Autour des travaux de Jean-Christophe
Philippi.
1.
Difficile de pénétrer dans le fouillis des rêves. Nous ne
saurons jamais rien de leurs nœuds de force. D’ailleurs « pénétrer »
n’est pas le mot : c’est forcer l’entrée en s’arrachant les ongles sur des
portes de corne.
2.
Le noir éblouit lorsque nous nous y plongeons nos regards.
Nous pouvons sonder en lui jusqu’à ce que fut coup de grisou de la lumière.
3.
Blasons du soleil illuminant la toile tendue : et les gisants dressés, relevés, s’exposent à nos regards. Nous ne savons leur parler dans leur dénuement au milieu de la ronde des soleils.
Blasons du soleil illuminant la toile tendue : et les gisants dressés, relevés, s’exposent à nos regards.
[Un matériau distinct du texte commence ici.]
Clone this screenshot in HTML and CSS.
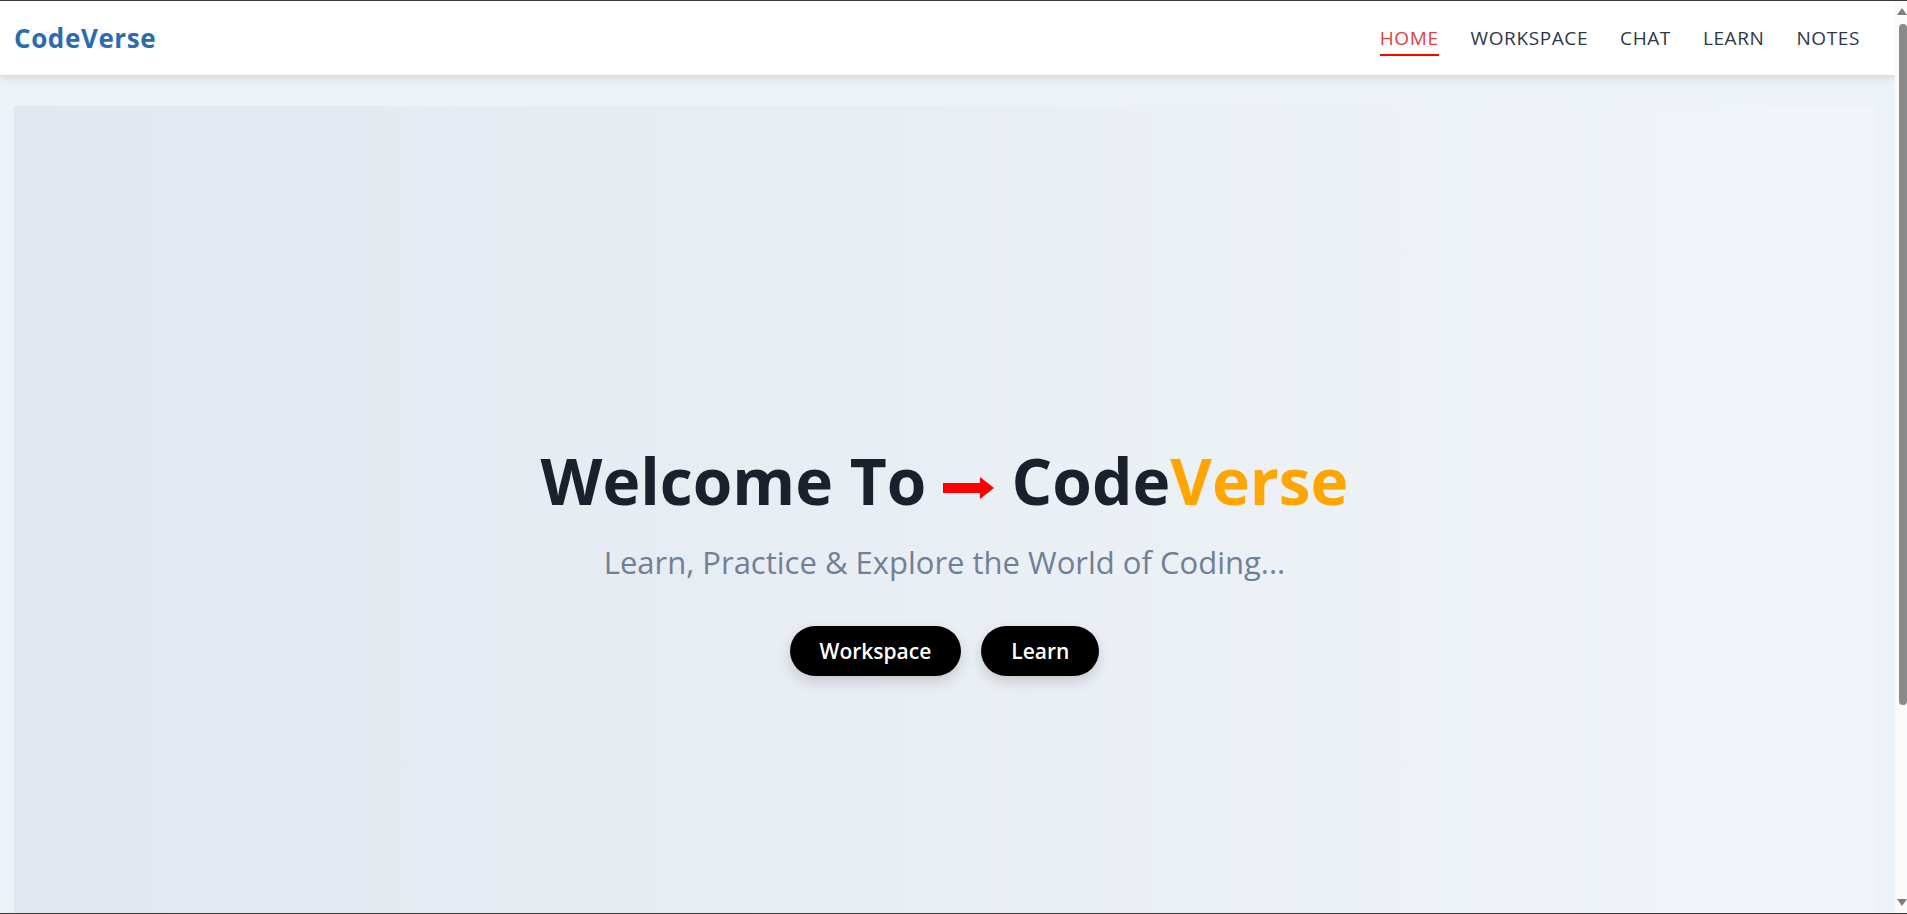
FILE: index.html
```html
<!DOCTYPE html>
<html lang="en">
<head>
<meta charset="utf-8">
<title>CodeVerse</title>
<link rel="stylesheet" href="styles.css">
</head>
<body>
<div class="window">
  <div class="page">
    <header class="topbar">
      <a class="logo" href="#">CodeVerse</a>
      <nav class="nav">
        <a class="nav-link active" href="#">HOME</a>
        <a class="nav-link" href="#">WORKSPACE</a>
        <a class="nav-link" href="#">CHAT</a>
        <a class="nav-link" href="#">LEARN</a>
        <a class="nav-link" href="#">NOTES</a>
      </nav>
    </header>
    <section class="hero">
      <h1 class="hero-title">Welcome To <svg class="arrow" viewBox="0 0 52 22" width="52" height="22" aria-label="→"><path d="M0 6h37V0l14 11-14 11v-6H0z" fill="#ff0000"/></svg> Code<span class="accent">Verse</span></h1>
      <p class="hero-sub">Learn, Practice &amp; Explore the World of Coding...</p>
      <div class="actions">
        <a class="btn" href="#">Workspace</a>
        <a class="btn" href="#">Learn</a>
      </div>
    </section>
  </div>
  <div class="scrollbar">
    <span class="sb-arrow up"></span>
    <span class="sb-thumb"></span>
    <span class="sb-space"></span>
    <span class="sb-arrow down"></span>
  </div>
</div>
</body>
</html>
```

FILE: styles.css
```css
* { box-sizing: border-box; }
html, body { margin: 0; padding: 0; height: 100%; overflow: hidden; }
body {
  font-family: "Open Sans", "DejaVu Sans", sans-serif;
  background: #edf2f7;
}
.window {
  display: flex;
  height: 914px;
  border-top: 1px solid #3a3a3a;
  border-bottom: 1px solid #3a3a3a;
}
.page {
  flex: 1;
  overflow: hidden;
  background: #edf2f7;
}
.topbar {
  height: 74px;
  background: #fff;
  display: flex;
  align-items: center;
  justify-content: space-between;
  padding: 0 35px 0 14px;
  box-shadow: 0 2px 8px rgba(0, 0, 0, 0.14);
  position: relative;
  z-index: 1;
}
.logo {
  font-weight: 700;
  font-size: 26px;
  color: #2b6cb0;
  text-decoration: none;
  letter-spacing: 0.6px;
}
.nav { display: flex; gap: 32px; align-items: center; }
.nav-link {
  font-size: 19px;
  color: #2d3748;
  text-decoration: none;
  padding-bottom: 3px;
  border-bottom: 2px solid transparent;
  margin-top: 6px;
  letter-spacing: 0.6px;
  line-height: 1.3;
}
.nav-link.active { color: #e53e3e; border-bottom-color: #ff0000; }
.hero {
  margin: 31px 20px 0 14px;
  min-height: 914px;
  padding-bottom: 7px;
  background: linear-gradient(to right, #e2e8f0, #f1f5f9);
  display: flex;
  flex-direction: column;
  align-items: center;
  justify-content: center;
  text-align: center;
}
.hero-title {
  margin: 0;
  font-size: 64px;
  font-weight: 700;
  color: #1a202c;
  line-height: 1.2;
}
.accent { color: #ffa500; }
.arrow { vertical-align: 0.1em; }
.hero-sub {
  margin: 21px 0 0;
  font-size: 31px;
  line-height: 1.4;
  color: #718096;
  font-weight: 400;
}
.actions { display: flex; gap: 20px; margin-top: 42px; }
.btn {
  display: inline-flex;
  align-items: center;
  height: 50px;
  padding: 0 30px;
  border-radius: 25px;
  background: #000;
  color: #fff;
  font-weight: 600;
  font-size: 21px;
  text-decoration: none;
  box-shadow: 0 6px 14px rgba(0, 0, 0, 0.15);
}
.scrollbar {
  width: 12px;
  background: #fafafa;
  display: flex;
  flex-direction: column;
  align-items: flex-end;
  padding: 7px 0 7px 3px;
}
.sb-arrow {
  width: 0; height: 0;
  border-left: 5px solid transparent;
  border-right: 5px solid transparent;
}
.sb-arrow.up { border-bottom: 7px solid #7e7e7e; }
.sb-arrow.down { border-top: 7px solid #7e7e7e; }
.sb-thumb {
  width: 8px;
  height: 681px;
  margin-top: 9px;
  background: #8a8a8a;
  border-radius: 4px;
}
.sb-space { flex: 1; }
```
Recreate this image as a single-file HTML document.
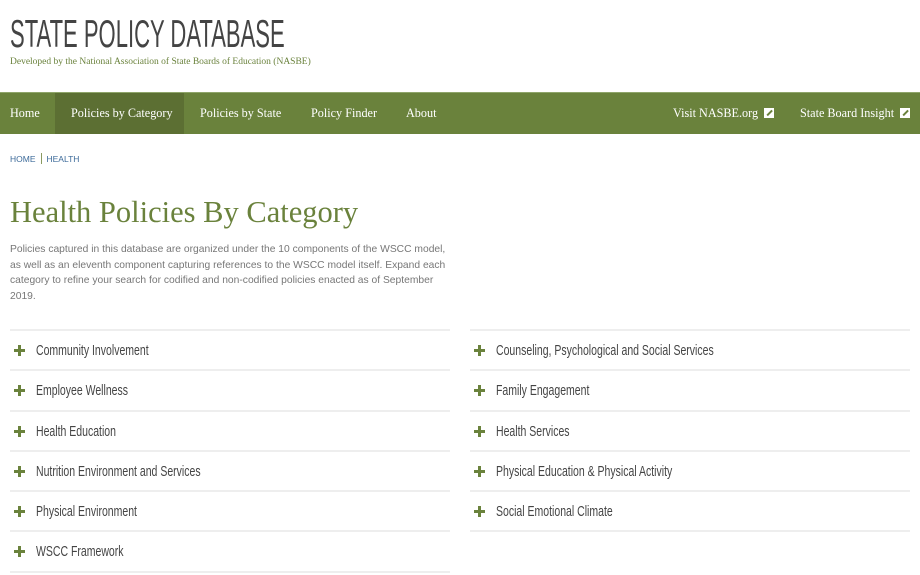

Nous ne savons leur parler dans leur dénuement au milieu de la ronde des soleils.
Peinture acrylique sur papier. 300x190cm. 2008
4.
Il y a tellement de rumeurs venant de là-bas qu’elles nous
paralysent, nous qui ne savons pas leur attribuer un visage. Quels visages
d’ailleurs rendraient compte de nos craintes à leur propos ? Crainte qu’ils
ne se rapprochent trop de nos regards. Crainte surtout qu’ils ne se
maintiennent devant nous pour nous terrasser de leur effroi.
5.
De vieux hommes souriants s’avançaient vers nous,
tranquillement. Ils s’arrachaient mutuellement leurs poils de leur barbe, un à
un, et s’en nourrissaient les uns les autres. Un peu plus loin, ils allaient
aiguiser leurs dents jaunies sur les écorces rugueuses de certains arbres qui
bordent l’abîme.
6.
Il n’y a pas de cris assez puissants pour traverser l’épaisseur
des ronces. Ils ne redoutent pas les armatures d’épines. Ils n’y si seront
jamais égratignés.
7.
Autant les gisants des tombeaux gothiques qui
ornent le sol des églises ou bien qui ont été sertis dans les enfeus des
collatéraux pèsent infiniment du poids de leur marbre luisant, autant les
gisants dressés sur les toiles de Philippi se présentent à nous, légers, dépouillés à jamais du poids de
l’éternité.
8.
On reste subjugués par la réplication des têtes dans les images
de Jean-Christophe Philippi. Ces visages ne peuplent pas l’espace dans
l’image. Ils viennent à naître, ils ne font que paraître. C’est pourquoi ils sont
aussi éphémères que présents, qu’ils se maintiennent ainsi dans leur éphémère
apparence. Ils s’appartiennent les uns les autres : ils sont dans une
dévoration incessante d’espace pour accéder à l’apparition. Ils se bousculent,
même. Certains dévorent l’espace de leurs dents carnassières, d’autres l’ont
déjà englouti et se sont refermés sur leur digestion. D’autres encore
n’attendent qu’à naître, à l’arrière-plan. Tous se disputent la scène pour surgir
devant nos yeux comme de braves bêtes qui veulent faire bonne figure. Nous voyageons
dans la forêt des visages s’étiolant ensuite dans l’informe dilution de
l’oubli.
9.
Il y a de très lointaines silhouettes qui ne seront jamais
perçues autrement que comme des silhouettes. Des suites d’ombres partent en
guerre contre la lumière et ne l’affrontent que pour s’y précipiter et s’y
fondre. Les silhouettes ne meurent que pour rappeler à nous la mémoire des
guerriers tapageurs qui peuplaient nos lointains horizons d’enfance.
10.
Trois hommes torturent trois hommes dans des chambres
froides. La guerre est installée. La voix d’une sourate pleure derrière la
fenêtre blindée.
Peinture acrylique sur papier. 100x200cm.2012
Peinture acrylique sur papier. 100x200cm.2012
11.
Avec leurs yeux vides et creux certains visages parmi les
théories de visages sont chevillés à leurs rêves. Ils ne sauraient se discerner
entre eux comme visages. Ils sont dans la solitude du dessin. La mort dans
l’âme, ils attendent une hypothétique transfiguration de leurs traits pour désirer
un jour être regardantes.
12.
Les oiseaux-âmes sur leur perchoir entourent l’homme
face à lui-même ; ils attendent le souffle pour leur envol vers le Simurgh où ils trouveront le
visage d’eux-mêmes.
13.
Une autre silhouette me fixe de son regard géométrique. C’est
une tête hérissée de cheveux eux-mêmes géométriques. Une suite de silhouettes perce
le monde de ses regards cruels. Le regard géométrique a du mal à entrer en nous.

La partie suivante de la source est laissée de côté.